Sunday, April 29, 2007

Stellar Evolution: The Effects of Convection

In my first post in this series on stellar evolution, I set up the basic model of how stars live, and die. The next two posts looked at theoretical models and showed that they can reproduce where stars should and should not be on the H-R diagram reasonably well.

One thing that, until now, I haven’t mentioned is another important process that occurs in stars and allows for another important set of tests for stellar evolution. That process is convection. For various masses of stars, convection occurs at different places in the star. In our own sun, we know this occurs on the surface. We can see this in the form of granules (from SVST).

But convection doesn’t always have to occur at the surface. In other stars, convection may occur in the cores, or somewhere in between. In some cases, the whole star may be convective! Convection tends to occur when radiative processes (photons traveling through space) are insufficient to carry the energy of the star towards the surface. This would be due to things such as the density getting sufficiently high that the photons just can’t get anywhere before being reabsorbed or scattered off in a random direction (possibly back towards the center of the star). Another thing models tell us is that the properties which determine how effective radiative transport is, will change over time. This, in turn, means that convection will start and stop at various points throughout the stars lifetime.

When observing stars, it should go without saying that the only thing that we directly observe is whatever is on the surface. Convection is important because it can dig down into the star and bring up material from deeper down, or carry fresh material down closer to the core where temperatures are hotter. In the case of some special elements, this can destroy them.

By comparing these predictions of abundances of elements in various phases of a stars life to observations, we can get another test of on stellar evolution.

The first case, in which different material is brought to the surface, occurs when convection digs deep enough into a star that it encounters a layer in the star’s interior that had previously been subject to fusion. Since fusion creates heavier elements than what would be present on the surface, the convection would make this visible as it brings it up. This process is known as “dredging”.

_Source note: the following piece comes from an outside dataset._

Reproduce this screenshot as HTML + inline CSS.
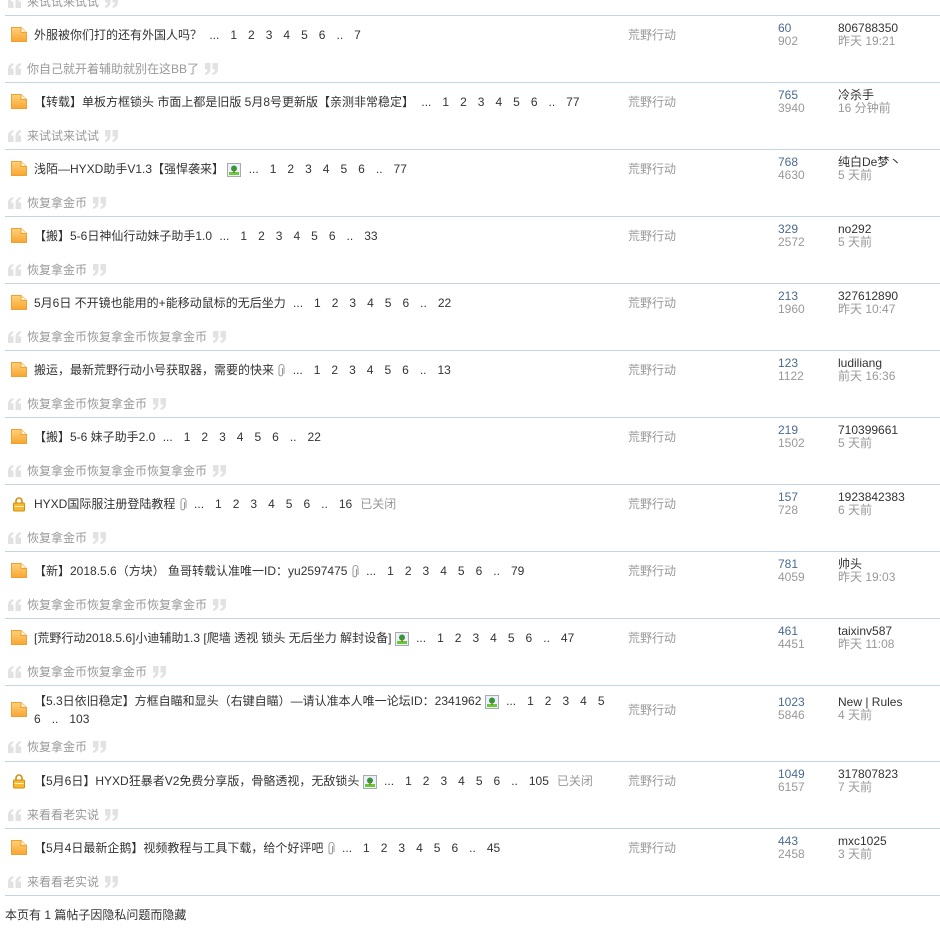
<!DOCTYPE html>
<html><head><meta charset="utf-8">
<style>
*{margin:0;padding:0;box-sizing:border-box}
body{width:940px;height:928px;background:#fff;font-family:"Liberation Sans","Noto Sans CJK SC",sans-serif;font-size:12px;color:#333;position:relative;overflow:hidden}
.line{position:absolute;left:5px;width:935px;height:1px;background:#c2d5e3}
.r{position:absolute;left:0;width:940px}
.ic{position:absolute;left:10px}
.t{position:absolute;left:34px;width:580px;line-height:18px;white-space:nowrap}
.t2{white-space:normal}
.pg span{margin-left:11px}
.pg span.d{margin-left:4px}
.q{position:absolute;left:8px;color:#999;line-height:16px;white-space:nowrap}
.q svg{vertical-align:-2px}
.q .ql{margin-right:5px}
.q .qr{margin-left:5px}
.f{position:absolute;left:628px;color:#999;line-height:16px}
.n1{position:absolute;left:778px;color:#4a6b8f;line-height:13px}
.n2{position:absolute;left:778px;color:#999;line-height:13px}
.a{position:absolute;left:838px;color:#333;line-height:13px}
.tm{position:absolute;left:838px;color:#999;line-height:13px}
.cl{color:#999;margin-left:8px}
svg{vertical-align:middle}
</style></head><body>
<svg width="0" height="0" style="position:absolute">
<defs>
<linearGradient id="og" x1="0" y1="0" x2="0" y2="1"><stop offset="0" stop-color="#ffd27a"/><stop offset="1" stop-color="#f8a531"/></linearGradient>
<symbol id="doc" viewBox="0 0 18 17"><path d="M1.5 1.5 H11 L16.5 6.5 V15.5 H1.5 Z" fill="url(#og)" stroke="#f0a030"/><path d="M11 1.5 V6.5 H16.5" fill="#fff3d6" stroke="#f0a030"/></symbol>
<symbol id="lock" viewBox="0 0 14 16"><path d="M4 7 V5 A3 3 0 0 1 10 5 V7" fill="none" stroke="#d09010" stroke-width="1.6"/><rect x="1.5" y="7" width="11" height="8" rx="1" fill="#f8b830" stroke="#d09010"/><rect x="2.5" y="10" width="9" height="1" fill="#fff3c0"/></symbol>
<symbol id="img" viewBox="0 0 14 14"><rect x="0.5" y="0.5" width="13" height="13" fill="#eef" stroke="#aaa"/><rect x="2" y="9" width="10" height="3" fill="#6c3"/><circle cx="7" cy="5.5" r="3" fill="#393"/><rect x="6.3" y="7" width="1.4" height="3" fill="#963"/></symbol>
<symbol id="clip" viewBox="0 0 8 14"><path d="M5.5 4 V10.5 A1.8 1.8 0 0 1 2 10.5 V3 A2.5 2.5 0 0 1 7 3 V10" fill="none" stroke="#999" stroke-width="1"/></symbol>
<symbol id="qo" viewBox="0 0 14 12"><path d="M0 12 V6 Q0 1 5.5 0 L5.5 2 Q3 3 3 5.5 H5.5 V12 Z M7.5 12 V6 Q7.5 1 13 0 L13 2 Q10.5 3 10.5 5.5 H13 V12 Z" fill="#e2e2e2"/></symbol>
<symbol id="qc" viewBox="0 0 14 12"><g transform="rotate(180 7 6)"><path d="M0 12 V6 Q0 1 5.5 0 L5.5 2 Q3 3 3 5.5 H5.5 V12 Z M7.5 12 V6 Q7.5 1 13 0 L13 2 Q10.5 3 10.5 5.5 H13 V12 Z" fill="#e2e2e2"/></g></symbol>
</defs></svg>

<div class="q" style="top:-6px"><svg class="ql" width="14" height="12"><use href="#qo"/></svg>来试试来试试<svg class="qr" width="14" height="12"><use href="#qc"/></svg></div>
<div class="line" style="top:15px"></div>

<div class="r" style="top:16px">
<svg class="ic" style="top:10px" width="18" height="17"><use href="#doc"/></svg>
<div class="t" style="top:10px">外服被你们打的还有外国人吗？ <span class="pg"><span class="d">...</span><span>1</span><span>2</span><span>3</span><span>4</span><span>5</span><span>6</span><span class="d" style="margin-left:11px">..</span><span>7</span></span></div>
<div class="f" style="top:11px">荒野行动</div>
<div class="n1" style="top:6px">60</div><div class="n2" style="top:19px">902</div>
<div class="a" style="top:6px">806788350</div><div class="tm" style="top:19px">昨天 19:21</div>
<div class="q" style="top:45px"><svg class="ql" width="14" height="12"><use href="#qo"/></svg>你自己就开着辅助就别在这BB了<svg class="qr" width="14" height="12"><use href="#qc"/></svg></div>
</div>
<div class="line" style="top:82px"></div>

<div class="r" style="top:83px">
<svg class="ic" style="top:10px" width="18" height="17"><use href="#doc"/></svg>
<div class="t" style="top:10px">【转载】单板方框锁头 市面上都是旧版 5月8号更新版【亲测非常稳定】 <span class="pg"><span class="d">...</span><span>1</span><span>2</span><span>3</span><span>4</span><span>5</span><span>6</span><span class="d" style="margin-left:11px">..</span><span>77</span></span></div>
<div class="f" style="top:11px">荒野行动</div>
<div class="n1" style="top:6px">765</div><div class="n2" style="top:19px">3940</div>
<div class="a" style="top:6px">冷杀手</div><div class="tm" style="top:19px">16 分钟前</div>
<div class="q" style="top:45px"><svg class="ql" width="14" height="12"><use href="#qo"/></svg>来试试来试试<svg class="qr" width="14" height="12"><use href="#qc"/></svg></div>
</div>
<div class="line" style="top:149px"></div>

<div class="r" style="top:150px">
<svg class="ic" style="top:10px" width="18" height="17"><use href="#doc"/></svg>
<div class="t" style="top:10px">浅陌—HYXD助手V1.3【强悍袭来】 <svg width="14" height="14"><use href="#img"/></svg> <span class="pg"><span class="d">...</span><span>1</span><span>2</span><span>3</span><span>4</span><span>5</span><span>6</span><span class="d" style="margin-left:11px">..</span><span>77</span></span></div>
<div class="f" style="top:11px">荒野行动</div>
<div class="n1" style="top:6px">768</div><div class="n2" style="top:19px">4630</div>
<div class="a" style="top:6px">纯白De梦丶</div><div class="tm" style="top:19px">5 天前</div>
<div class="q" style="top:45px"><svg class="ql" width="14" height="12"><use href="#qo"/></svg>恢复拿金币<svg class="qr" width="14" height="12"><use href="#qc"/></svg></div>
</div>
<div class="line" style="top:216px"></div>

<div class="r" style="top:217px">
<svg class="ic" style="top:10px" width="18" height="17"><use href="#doc"/></svg>
<div class="t" style="top:10px">【搬】5-6日神仙行动妹子助手1.0 <span class="pg"><span class="d">...</span><span>1</span><span>2</span><span>3</span><span>4</span><span>5</span><span>6</span><span class="d" style="margin-left:11px">..</span><span>33</span></span></div>
<div class="f" style="top:11px">荒野行动</div>
<div class="n1" style="top:6px">329</div><div class="n2" style="top:19px">2572</div>
<div class="a" style="top:6px">no292</div><div class="tm" style="top:19px">5 天前</div>
<div class="q" style="top:45px"><svg class="ql" width="14" height="12"><use href="#qo"/></svg>恢复拿金币<svg class="qr" width="14" height="12"><use href="#qc"/></svg></div>
</div>
<div class="line" style="top:283px"></div>

<div class="r" style="top:284px">
<svg class="ic" style="top:10px" width="18" height="17"><use href="#doc"/></svg>
<div class="t" style="top:10px">5月6日 不开镜也能用的+能移动鼠标的无后坐力 <span class="pg"><span class="d">...</span><span>1</span><span>2</span><span>3</span><span>4</span><span>5</span><span>6</span><span class="d" style="margin-left:11px">..</span><span>22</span></span></div>
<div class="f" style="top:11px">荒野行动</div>
<div class="n1" style="top:6px">213</div><div class="n2" style="top:19px">1960</div>
<div class="a" style="top:6px">327612890</div><div class="tm" style="top:19px">昨天 10:47</div>
<div class="q" style="top:45px"><svg class="ql" width="14" height="12"><use href="#qo"/></svg>恢复拿金币恢复拿金币恢复拿金币<svg class="qr" width="14" height="12"><use href="#qc"/></svg></div>
</div>
<div class="line" style="top:350px"></div>

<div class="r" style="top:351px">
<svg class="ic" style="top:10px" width="18" height="17"><use href="#doc"/></svg>
<div class="t" style="top:10px">搬运，最新荒野行动小号获取器，需要的快来 <svg width="8" height="14"><use href="#clip"/></svg> <span class="pg"><span class="d">...</span><span>1</span><span>2</span><span>3</span><span>4</span><span>5</span><span>6</span><span class="d" style="margin-left:11px">..</span><span>13</span></span></div>
<div class="f" style="top:11px">荒野行动</div>
<div class="n1" style="top:6px">123</div><div class="n2" style="top:19px">1122</div>
<div class="a" style="top:6px">ludiliang</div><div class="tm" style="top:19px">前天 16:36</div>
<div class="q" style="top:45px"><svg class="ql" width="14" height="12"><use href="#qo"/></svg>恢复拿金币恢复拿金币<svg class="qr" width="14" height="12"><use href="#qc"/></svg></div>
</div>
<div class="line" style="top:417px"></div>

<div class="r" style="top:418px">
<svg class="ic" style="top:10px" width="18" height="17"><use href="#doc"/></svg>
<div class="t" style="top:10px">【搬】5-6 妹子助手2.0 <span class="pg"><span class="d">...</span><span>1</span><span>2</span><span>3</span><span>4</span><span>5</span><span>6</span><span class="d" style="margin-left:11px">..</span><span>22</span></span></div>
<div class="f" style="top:11px">荒野行动</div>
<div class="n1" style="top:6px">219</div><div class="n2" style="top:19px">1502</div>
<div class="a" style="top:6px">710399661</div><div class="tm" style="top:19px">5 天前</div>
<div class="q" style="top:45px"><svg class="ql" width="14" height="12"><use href="#qo"/></svg>恢复拿金币恢复拿金币恢复拿金币<svg class="qr" width="14" height="12"><use href="#qc"/></svg></div>
</div>
<div class="line" style="top:484px"></div>

<div class="r" style="top:485px">
<svg class="ic" style="top:11px;left:12px" width="14" height="16"><use href="#lock"/></svg>
<div class="t" style="top:10px">HYXD国际服注册登陆教程 <svg width="8" height="14"><use href="#clip"/></svg> <span class="pg"><span class="d">...</span><span>1</span><span>2</span><span>3</span><span>4</span><span>5</span><span>6</span><span class="d" style="margin-left:11px">..</span><span>16</span></span><span class="cl">已关闭</span></div>
<div class="f" style="top:11px">荒野行动</div>
<div class="n1" style="top:6px">157</div><div class="n2" style="top:19px">728</div>
<div class="a" style="top:6px">1923842383</div><div class="tm" style="top:19px">6 天前</div>
<div class="q" style="top:45px"><svg class="ql" width="14" height="12"><use href="#qo"/></svg>恢复拿金币<svg class="qr" width="14" height="12"><use href="#qc"/></svg></div>
</div>
<div class="line" style="top:551px"></div>

<div class="r" style="top:552px">
<svg class="ic" style="top:10px" width="18" height="17"><use href="#doc"/></svg>
<div class="t" style="top:10px">【新】2018.5.6（方块） 鱼哥转载认准唯一ID：yu2597475 <svg width="8" height="14"><use href="#clip"/></svg> <span class="pg"><span class="d">...</span><span>1</span><span>2</span><span>3</span><span>4</span><span>5</span><span>6</span><span class="d" style="margin-left:11px">..</span><span>79</span></span></div>
<div class="f" style="top:11px">荒野行动</div>
<div class="n1" style="top:6px">781</div><div class="n2" style="top:19px">4059</div>
<div class="a" style="top:6px">帅头</div><div class="tm" style="top:19px">昨天 19:03</div>
<div class="q" style="top:45px"><svg class="ql" width="14" height="12"><use href="#qo"/></svg>恢复拿金币恢复拿金币恢复拿金币<svg class="qr" width="14" height="12"><use href="#qc"/></svg></div>
</div>
<div class="line" style="top:618px"></div>

<div class="r" style="top:619px">
<svg class="ic" style="top:10px" width="18" height="17"><use href="#doc"/></svg>
<div class="t" style="top:10px">[荒野行动2018.5.6]小迪辅助1.3 [爬墙 透视 锁头 无后坐力 解封设备] <svg width="14" height="14"><use href="#img"/></svg> <span class="pg"><span class="d">...</span><span>1</span><span>2</span><span>3</span><span>4</span><span>5</span><span>6</span><span class="d" style="margin-left:11px">..</span><span>47</span></span></div>
<div class="f" style="top:11px">荒野行动</div>
<div class="n1" style="top:6px">461</div><div class="n2" style="top:19px">4451</div>
<div class="a" style="top:6px">taixinv587</div><div class="tm" style="top:19px">昨天 11:08</div>
<div class="q" style="top:45px"><svg class="ql" width="14" height="12"><use href="#qo"/></svg>恢复拿金币恢复拿金币<svg class="qr" width="14" height="12"><use href="#qc"/></svg></div>
</div>
<div class="line" style="top:685px"></div>

<div class="r" style="top:686px">
<svg class="ic" style="top:15px" width="18" height="17"><use href="#doc"/></svg>
<div class="t t2" style="top:6px;width:580px">【5.3日依旧稳定】方框自瞄和显头（右键自瞄）—请认准本人唯一论坛ID：2341962 <svg width="14" height="14"><use href="#img"/></svg> <span class="pg"><span class="d">...</span><span>1</span><span>2</span><span>3</span><span>4</span><span>5</span> <span style="margin-left:0">6</span><span class="d" style="margin-left:11px">..</span><span>103</span></span></div>
<div class="f" style="top:16px">荒野行动</div>
<div class="n1" style="top:10px">1023</div><div class="n2" style="top:23px">5846</div>
<div class="a" style="top:10px">New | Rules</div><div class="tm" style="top:23px">4 天前</div>
<div class="q" style="top:53px"><svg class="ql" width="14" height="12"><use href="#qo"/></svg>恢复拿金币<svg class="qr" width="14" height="12"><use href="#qc"/></svg></div>
</div>
<div class="line" style="top:761px"></div>

<div class="r" style="top:762px">
<svg class="ic" style="top:11px;left:12px" width="14" height="16"><use href="#lock"/></svg>
<div class="t" style="top:10px">【5月6日】HYXD狂暴者V2免费分享版，骨骼透视，无敌锁头 <svg width="14" height="14"><use href="#img"/></svg> <span class="pg"><span class="d">...</span><span>1</span><span>2</span><span>3</span><span>4</span><span>5</span><span>6</span><span class="d" style="margin-left:11px">..</span><span>105</span></span><span class="cl">已关闭</span></div>
<div class="f" style="top:11px">荒野行动</div>
<div class="n1" style="top:6px">1049</div><div class="n2" style="top:19px">6157</div>
<div class="a" style="top:6px">317807823</div><div class="tm" style="top:19px">7 天前</div>
<div class="q" style="top:45px"><svg class="ql" width="14" height="12"><use href="#qo"/></svg>来看看老实说<svg class="qr" width="14" height="12"><use href="#qc"/></svg></div>
</div>
<div class="line" style="top:828px"></div>

<div class="r" style="top:829px">
<svg class="ic" style="top:10px" width="18" height="17"><use href="#doc"/></svg>
<div class="t" style="top:10px">【5月4日最新企鹅】视频教程与工具下载，给个好评吧 <svg width="8" height="14"><use href="#clip"/></svg> <span class="pg"><span class="d">...</span><span>1</span><span>2</span><span>3</span><span>4</span><span>5</span><span>6</span><span class="d" style="margin-left:11px">..</span><span>45</span></span></div>
<div class="f" style="top:11px">荒野行动</div>
<div class="n1" style="top:6px">443</div><div class="n2" style="top:19px">2458</div>
<div class="a" style="top:6px">mxc1025</div><div class="tm" style="top:19px">3 天前</div>
<div class="q" style="top:45px"><svg class="ql" width="14" height="12"><use href="#qo"/></svg>来看看老实说<svg class="qr" width="14" height="12"><use href="#qc"/></svg></div>
</div>
<div class="line" style="top:895px"></div>

<div style="position:absolute;left:5px;top:907px;line-height:16px;color:#333">本页有 1 篇帖子因隐私问题而隐藏</div>
</body></html>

Dredging may occur at several points after a star leaves the main sequence. The first occurs shortly before the onset of helium fusion in the core of stars while the star is in the red giant phase.

So what we can do is look at stars on the evolutionary tracks I mentioned in the previous post, and compare the ratios of abundances before and after this dredge up phase. What we should see, if the theory is correct, is an increase in certain heavier elements. And not only that, models should also be able to predict, fairly well, how much those ratios should change.

In this first dredge up, one of the most notable changes will be the ratio of C13 to C12. In the second dredge up phase, models predict that there will be increases in He and N content. Sufficiently massive stars should also undergo a third dredge up, in which carbon and oxygen will be brought up.

All of these changes have been confirmed observationally, and within reasonably amounts, they conform to the predicted ratios. As should be expected, some variation is inevitable due to difference in initial abundances.

But, as I mentioned earlier, increasing surface abundances isn’t the only effect that periods of convection should have. Certain elements, if subjected to convection should be destroyed. Lithium is the most prominent in this case.

Since lithium isn’t something that’s readily created, the amount stars start off with is pretty much all they’re ever going to get. Lithium is also fairly easily destroyed at higher temperatures. The surfaces of most stars aren’t quite hot enough to do so, but if lithium is pulled down to depths where temperatures are hotter through convection, then the surface abundance of lithium will be depleted. Again, models predict at what phases in evolution we should begin seeing lithium depletion, and again, they’re reasonably accurate.

So let’s quickly what we’ve discovered in this series thus far: First off, evolutionary models predict where we should and should not see stars on the H-R diagram. They match where they will speed along, and when they’ll clump. In this post, we’ve explored how models also predict and match chemical abundances throughout the evolutionary process.

In future posts, we’ll explore even more tests of these models to ensure that they do indeed conform to reality.

4 comments:

Stephen said...

Do current models give us a clue why stars smaller than the Sun convect enough to refuel their core, while the Sun does not?

Jon Voisey said...

Low mass stars are compleltely convective which pulls fresh material into their cores.

Thomas said...

How does this dredging affect the color spectra of the stars in question and, given that effect, how do we know with any certainty what the elemental composition of a given star is?

Jon Voisey said...

Chemical compositions are observed via absorption lines within spectra. For more information on that topic, I'll refer you to this post from last summer.

What we notice is that there is a distinct difference along the evolutionary tracks I mentioned earlier, when comparing points before and after dredging should occur.

As for your question of how certain this measurement technique is, I would say that is is extremely accurate. There are, of course mitigating factors, such as additional absorption on the way, there, but such things are taken into consideration, and corrected for. As such, the process is much the same as spectrography used in labs all over earth to obtain the chemical composition of materials (although those usually rely on emission line spectra and not absorption lines).